Ad inaugurare la rassegna LA PAROLA AL TEATRO 4/Panoramica nazionale nel teatro contemporaneo, ideata e diretta da Giancarlo Cauteruccio, è RENATO CARPENTIERI, affermato autore, regista e attore di teatro (fondatore de il Teatro dei Mutamenti, e della Società Napoletana di Poesia, attualmente direttore artistico della cooperativa teatrale Libera Scena Ensamble), cinematografico (ha esordito all'inizio degli anni '90, ha lavorato con registi come Gianni Amelio, Nanni Moretti, i fratelli Taviani, Daniele Luchetti e Gabriele Salvatores e nel 1993 ha vinto il Nastro d'argento come miglior attore non protagonista per il film "Puerto Escondido" di Salvatores), e televisivo (è il vice questore Capasso nella fortunata serie «La Squadra»).
Lo spettacolo, scritto da Ameteo Messina e diretto e interpretato da Carpentieri, volge lo sguardo verso l'umanità di un filosofo che ha infisso una pietra miliare del pensiero moderno, indaga la sua dimensione più quotidiana e esplora gli elementi cardine del suo pensiero filosofico facendo “vivere un pensiero critico che assegna alla ragione i suoi compiti e i suoi limiti, rivela le menzogne delle ideologie come quelle del progresso, mette a nudo i sotterfugi del potere, ci spalanca la profondità del cielo coi suoi infiniti mondi e la responsabilità d’una morale che ha in ciascuno di noi tutti il proprio fondamento”.
Sulla scena, un servo astuto e chiacchierone racconta la vita metodica e rigorosa del suo padrone, sulle cui passeggiate venivano regolati gli orologi degli abitanti della cittadina di Konigsberg.
È Lampe, intelligente e sveglio maggiordomo del filosofo Immanuel Kant, ormai giunto agli ottant’anni, che, adirato con il suo servo, lo licenzia dopo venticinque anni di fedele servizio. Sarà attraverso lo stesso Lampe, che si troverà costretto a recitare la parte del suo padrone, che Carpentieri ripercorrerà le tappe salienti della biografia e dell’opera del filosofo. L’identificazione Lampe-Kant si carica di un particolare valore simbolico e psicoanalitico: il filosofo, strenuo assertore della ricerca della verità e dei valori di pace, si confonde con l’uomo comune, si rimescola nelle sue ambiguità e nel suo cedimento momentaneo alla menzogna.

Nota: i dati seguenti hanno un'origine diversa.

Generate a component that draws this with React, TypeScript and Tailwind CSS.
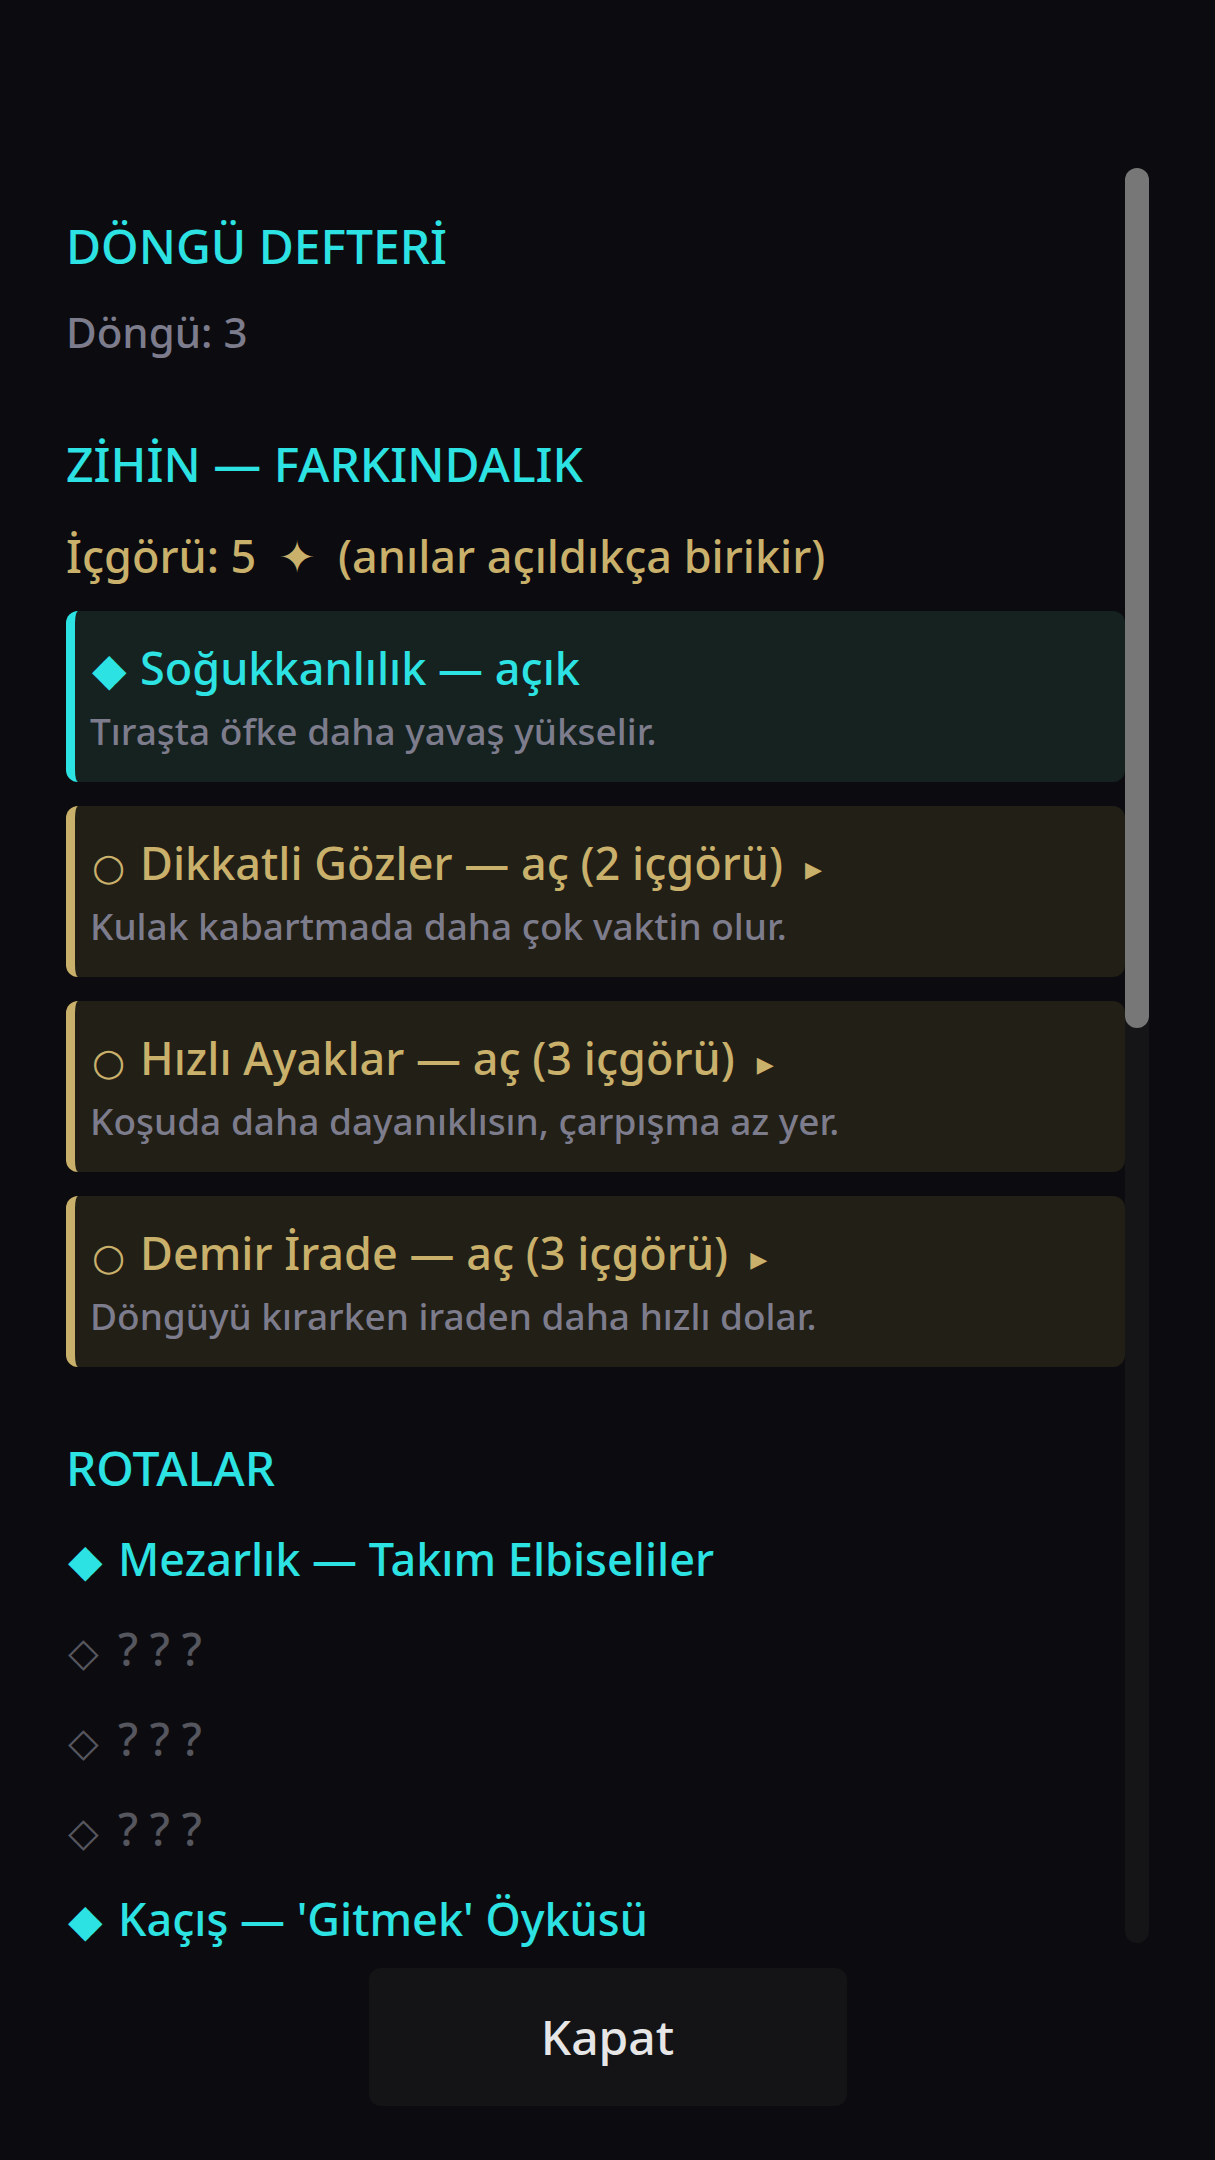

Ne “Il cielo stellato sopra di me” abbiamo l’opportunità di conoscere Kant al di fuori dei suoi libri, dentro una gloriosa tradizione che consegna agli amanti del sapere l’immediatezza quotidiana del formarsi del pensiero in casa propria. Consuetudine inaugurata da Socrate nel Fedone e proseguita, per esempio, da Agostino, da Cartesio e nel Sogno di D’Alembert, ma caduta poi in disuso. Forse per darci l’immagine stereotipa del filosofo severo, arcigno e sempre sulle nuvole, così come Aristofane lo mise in scena.
Il teatro è il luogo dei dialoghi impossibili e pertanto è autorizzato a immaginare una critica della ragion domestica, proponendo al pubblico la semplicissima esistenza del filosofo col quale maggiormente è in debito l’attuale coscienza occidentale. A duecento anni dalla morte, il suo pensiero non ha smesso d’illuminarci.